WASHINGTON, D.C. 20549

 

FORM 8-K

 

CURRENT REPORT

Pursuant to Section 13 or 15(d) of
the Securities Exchange Act of 1934

 

Date of Report (date of earliest event reported): November 2, 2022

 

Enviva Inc.

(Exact name of registrant as specified in its charter)

 

Delaware   001-37363   46-4097730

(State or other jurisdiction of incorporation)

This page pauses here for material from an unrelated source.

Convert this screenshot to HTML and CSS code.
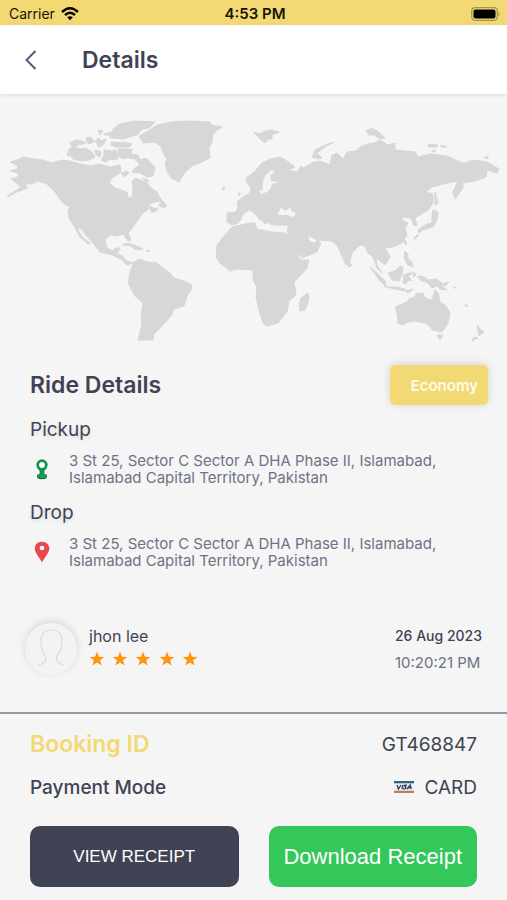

  (Commission File Number)  

(I.R.S. Employer Identification No.)

 

7272 Wisconsin Ave., Suite 1800
Bethesda, MD
  20814
(Address of principal executive offices)   (Zip code)

 

(301) 657-5560

Registrant’s telephone number, including area code:

 

Check the appropriate box below if the Form 8-K filing is intended to simultaneously satisfy the filing obligation of the registrant under any of the following provisions:

 

¨ Written communications pursuant to Rule 425 under the Securities Act (17 CFR 230.425)

 

¨ Soliciting material pursuant to Rule 14a-12 under the Exchange Act (17 CFR 240.14a-12)

 

¨ Pre-commencement communications pursuant to Rule 14d-2(b) under the Exchange Act (17 CFR 240.14d-2(b))

 

¨ Pre-commencement communications pursuant to Rule 13e-4(c) under the Exchange Act (17 CFR 240.13e-4(c))

 

Securities registered pursuant to Section 12(b) of the Act:

 

Title of each class   Trading Symbol(s)   Name of each exchange on which registered
Common Stock   EVA   New York Stock Exchange

 

Indicate by check mark whether the registrant is an emerging growth company as defined in Rule 405 of the Securities Act of 1933 (17 CFR §230.405) or Rule 12b-2 of the Securities Exchange Act of 1934 (17 CFR §240.12b-2).

 

Emerging growth company ¨

 

If an emerging growth company, indicate by check mark if the registrant has elected not to use the extended transition period for complying with any new or revised financial accounting standards provided pursuant to Section 13(a) of the Exchange Act. ¨

 

 

 

 

 

   

Item 5.03Amendments to Articles of Incorporation or Bylaws; Changes in Fiscal Year.

 

On November 2, 2022, the Board of Directors (the “Board”) of Enviva Inc. (the “Company”) approved and adopted amended Bylaws (as amended and restated, the “Bylaws”), effective immediately, to (i) update procedural mechanics in connection with stockholder nominations of directors to address matters relating to Rule 14a-19 (the “Universal Proxy Card Rules”) under the Securities Exchange Act of 1934, as amended, (ii) modify the provisions relating to lists of stockholders entitled to vote at stockholder meetings to reflect recent amendments to the Delaware General Corporation Law, and (iii) require that any stockholder directly or indirectly soliciting proxies from other stockholders use a proxy card color other than white (white is reserved for exclusive use by the Board).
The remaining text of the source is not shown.